* [Work to be completed]: Pull each line containing "using" out of the data and copy it.

— START OF Records provided —

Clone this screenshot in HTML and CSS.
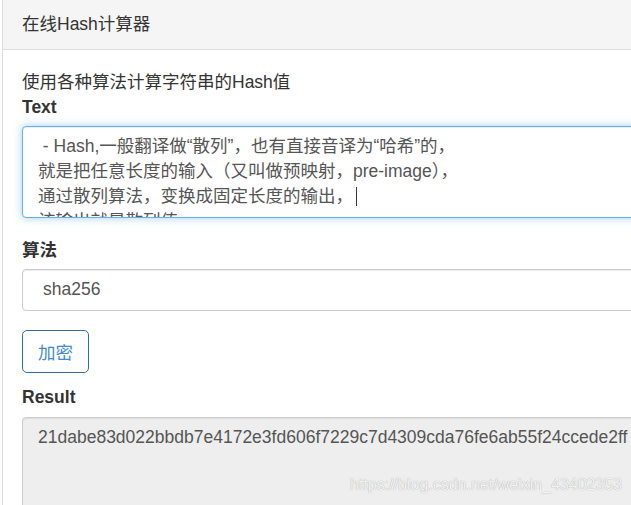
FILE: index.html
```html
<!DOCTYPE html>
<html lang="zh-CN">
<head>
    <meta charset="UTF-8">
    <meta name="viewport" content="width=device-width, initial-scale=1.0">
    <title>在线Hash计算器</title>
    <link rel="stylesheet" href="styles.css">
</head>
<body>
    <div class="panel">
        <div class="panel-heading">在线Hash计算器</div>
        <div class="panel-body">
            <p class="intro">使用各种算法计算字符串的Hash值</p>
            <div class="form-group">
                <label>Text</label>
                <div class="form-control textarea focus"> - Hash,一般翻译做“散列”，也有直接音译为“哈希”的，
就是把任意长度的输入（又叫做预映射，pre-image），
通过散列算法，变换成固定长度的输出，<span class="caret"></span>
该输出就是散列值。</div>
            </div>
            <div class="form-group">
                <label>算法</label>
                <select class="form-control select">
                    <option>sha256</option>
                    <option>md5</option>
                    <option>sha1</option>
                </select>
            </div>
            <button class="btn">加密</button>
            <div class="form-group result-group">
                <label>Result</label>
                <div class="form-control result">21dabe83d022bbdb7e4172e3fd606f7229c7d4309cda76fe6ab55f24ccede2ff</div>
            </div>
        </div>
    </div>
    <div class="watermark">https://blog.csdn.net/weixin_43402353</div>
</body>
</html>
```

FILE: styles.css
```css
html, body {
    margin: 0;
    height: 100%;
    overflow: hidden;
}
body {
    font-family: "Liberation Sans", "Noto Sans CJK SC", sans-serif;
    font-size: 17.5px;
    line-height: 25px;
    color: #333;
    background-color: #fff;
    position: relative;
}
.panel {
    margin: -1px 0 0 2px;
    width: 720px;
    border: 1px solid #ddd;
    background-color: #fff;
}
.panel-heading {
    height: 50px;
    box-sizing: border-box;
    padding: 0 19px;
    display: flex;
    align-items: center;
    background-color: #f5f5f5;
    border-bottom: 1px solid #ddd;
    font-size: 17.5px;
}
.panel-body {
    padding: 20px 19px 19px;
}
.intro {
    margin: 0;
}
label {
    display: block;
    font-weight: bold;
    margin-bottom: 6px;
}
.form-group {
    margin-bottom: 19.5px;
}
.form-control {
    display: block;
    width: 100%;
    box-sizing: border-box;
    border: 1px solid #ccc;
    border-radius: 4px;
    padding: 7px 15px;
    font-family: inherit;
    font-size: 17.5px;
    line-height: 25px;
    color: #555;
    background-color: #fff;
    box-shadow: inset 0 1px 1px rgba(0, 0, 0, .075);
}
.textarea {
    height: 92px;
    overflow: hidden;
    white-space: pre;
}
.focus {
    border-color: #66afe9;
    box-shadow: inset 0 1px 1px rgba(0, 0, 0, .075), 0 0 8px rgba(102, 175, 233, .6);
}
.caret {
    display: inline-block;
    width: 1px;
    height: 19px;
    background-color: #333;
    vertical-align: -4px;
    margin-left: 3px;
}
.select {
    height: 42px;
    padding-left: 20px;
    appearance: none;
    -webkit-appearance: none;
}
.btn {
    display: block;
    height: 43px;
    padding: 0 15px;
    font-family: inherit;
    font-size: 17.5px;
    color: #428bca;
    background-color: #fff;
    border: 1px solid #2e6da4;
    border-radius: 5px;
    cursor: pointer;
}
.result-group {
    margin-top: 12px;
}
.result-group label {
    margin-bottom: 7px;
}
.result {
    height: 140px;
    background-color: #eee;
    white-space: nowrap;
}
.watermark {
    position: absolute;
    left: 350px;
    top: 472px;
    font-size: 16px;
    color: rgba(255, 255, 255, .9);
    text-shadow: 0 0 1px rgba(0, 0, 0, .4);
}
```
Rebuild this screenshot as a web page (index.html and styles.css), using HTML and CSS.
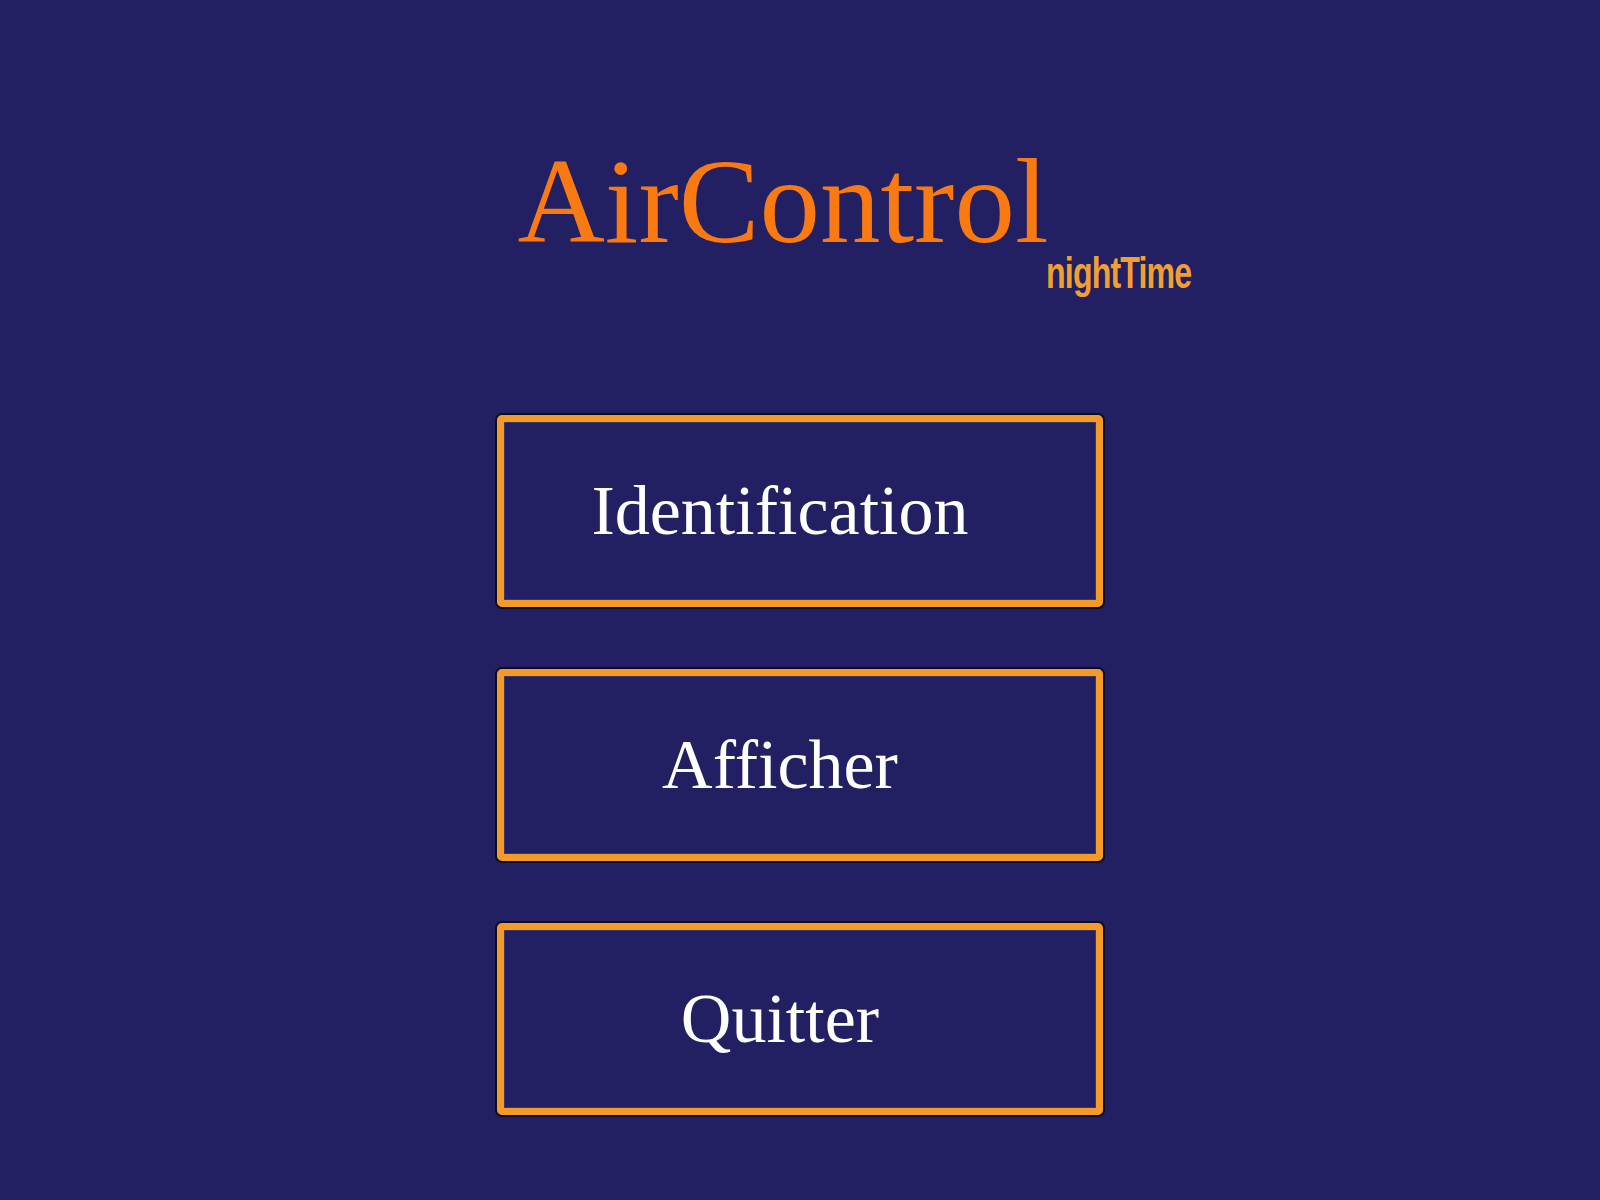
FILE: index.html
```html
<!DOCTYPE html>
<html lang="fr">
<head>
<meta charset="utf-8">
<title>AirControl nightTime</title>
<link rel="stylesheet" href="styles.css">
</head>
<body>
<main class="screen">
  <h1 class="title"><span class="title-main">AirControl</span><span class="title-sub">nightTime</span></h1>
  <nav class="menu">
    <button class="menu-btn" type="button">Identification</button>
    <button class="menu-btn" type="button">Afficher</button>
    <button class="menu-btn" type="button">Quitter</button>
  </nav>
</main>
</body>
</html>
```
FILE: styles.css
```css
html, body {
  margin: 0;
  padding: 0;
  background: #221f62;
}

.screen {
  width: 1600px;
  height: 1200px;
  box-sizing: border-box;
  padding-top: 141px;
  display: flex;
  flex-direction: column;
  align-items: center;
  font-family: "Liberation Serif", "Times New Roman", serif;
}

.title {
  position: relative;
  margin: 0 34px 0 0;
  font-weight: normal;
  font-size: 121px;
  line-height: 1;
  color: #f97a12;
  display: inline-block;
}

.title-main {
  display: inline-block;
}

.title-sub {
  position: absolute;
  left: 100%;
  top: 109px;
  margin-left: -3px;
  font-family: "Liberation Sans Narrow", "Liberation Sans", Arial, sans-serif;
  font-weight: bold;
  font-size: 45px;
  line-height: 1;
  letter-spacing: -1.2px;
  color: #f0a032;
  white-space: nowrap;
  transform: scaleX(0.715);
  transform-origin: left center;
}

.menu {
  margin-top: 153px;
  display: flex;
  flex-direction: column;
  gap: 62px;
}

.menu-btn {
  width: 606px;
  height: 192px;
  box-sizing: border-box;
  border: 7px solid #f39a28;
  border-radius: 5px;
  background: #221f62;
  box-shadow: 0 0 0 2px #0d0c26, inset 0 0 0 1px #3a3866;
  color: #ffffff;
  font-family: "Liberation Serif", "Times New Roman", serif;
  font-size: 70px;
  line-height: 1;
  padding: 0 40px 0 0;
  text-align: center;
  cursor: pointer;
}
```
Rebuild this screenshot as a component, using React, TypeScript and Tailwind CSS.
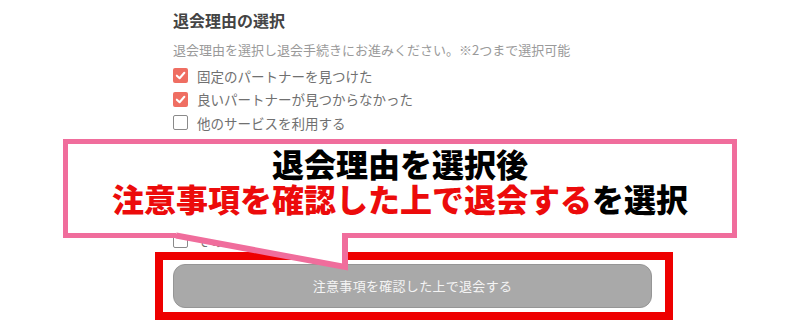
const reasons = [
  { label: "固定のパートナーを見つけた", checked: true },
  { label: "良いパートナーが見つからなかった", checked: true },
  { label: "他のサービスを利用する", checked: false },
  { label: "料金が高い", checked: false },
  { label: "使い方がわかりにくい", checked: false },
  { label: "忙しくて利用する時間がない", checked: false },
  { label: "しばらく利用を休みたい", checked: false },
  { label: "その他", checked: false },
];

function Checkbox({ checked }: { checked: boolean }) {
  if (checked) {
    return (
      <span className="w-[15px] h-[15px] shrink-0 rounded-[2px] bg-[#ef6e62] flex items-center justify-center">
        <svg width="11" height="11" viewBox="0 0 12 12" fill="none">
          <path d="M2 6.2 L5 9 L10.2 3" stroke="#fff" strokeWidth="2.2" strokeLinecap="round" strokeLinejoin="round" />
        </svg>
      </span>
    );
  }
  return <span className="w-[15px] h-[15px] shrink-0 rounded-[2px] border-[1.5px] border-[#8a8a8a] bg-white" />;
}

function Callout() {
  return (
    <>
      <div className="absolute left-[63px] top-[139px] w-[674px] h-[99px] border-[5px] border-[#f06d9c] bg-white flex flex-col items-center pt-[2px] text-[32px] leading-[35px] font-black">
        <div className="text-black">退会理由を選択後</div>
        <div>
          <span className="text-[#ec0b0b]">注意事項を確認した上で退会する</span>
          <span className="text-black">を選択</span>
        </div>
      </div>
      {/* tail of the speech bubble */}
      <svg className="absolute left-[170px] top-[228px]" width="185" height="45" viewBox="170 228 185 45">
        <polygon points="176,231 345,231 345,267 176,234" fill="#fff" />
        <polyline
          points="176,235.5 345,267 345,233"
          fill="none"
          stroke="#f06d9c"
          strokeWidth="6"
          strokeLinejoin="miter"
        />
      </svg>
    </>
  );
}

export default function App() {
  return (
    <div
      className="relative w-[800px] h-[329px] bg-white overflow-hidden"
      style={{ fontFamily: '"Noto Sans CJK JP", "Noto Sans", sans-serif' }}
    >
      <div className="pl-[173px] pt-[8px] w-[652px]">
        <h2 className="text-[16px] leading-[24px] font-bold text-[#444]">退会理由の選択</h2>
        <p className="mt-[8px] text-[13px] leading-[20px] text-[#9a9a9a]">
          退会理由を選択し退会手続きにお進みください。※2つまで選択可能
        </p>
        <ul className="mt-[4px]">
          {reasons.map((r) => (
            <li key={r.label} className="h-[23.5px] flex items-center gap-[9px]">
              <Checkbox checked={r.checked} />
              <span className="text-[13.5px] text-[#707070]">{r.label}</span>
            </li>
          ))}
        </ul>
        <button className="mt-[12px] w-[479px] h-[44px] rounded-[12px] bg-[#a9a9a9] border border-[#969696] text-[13px] tracking-[0.3px] text-[#f4f4f4]">
          注意事項を確認した上で退会する
        </button>
      </div>

      <div className="absolute left-[155px] top-[252px] w-[518px] h-[68px] border-[8px] border-[#ee0000]" />
      <Callout />
    </div>
  );
}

— END OF Records provided —

* [Answer for this exercise]:
Rebuild this screenshot as a web page (index.html and styles.css), using HTML and CSS.
Rebuild this screenshot as a component, using React, TypeScript and Tailwind CSS.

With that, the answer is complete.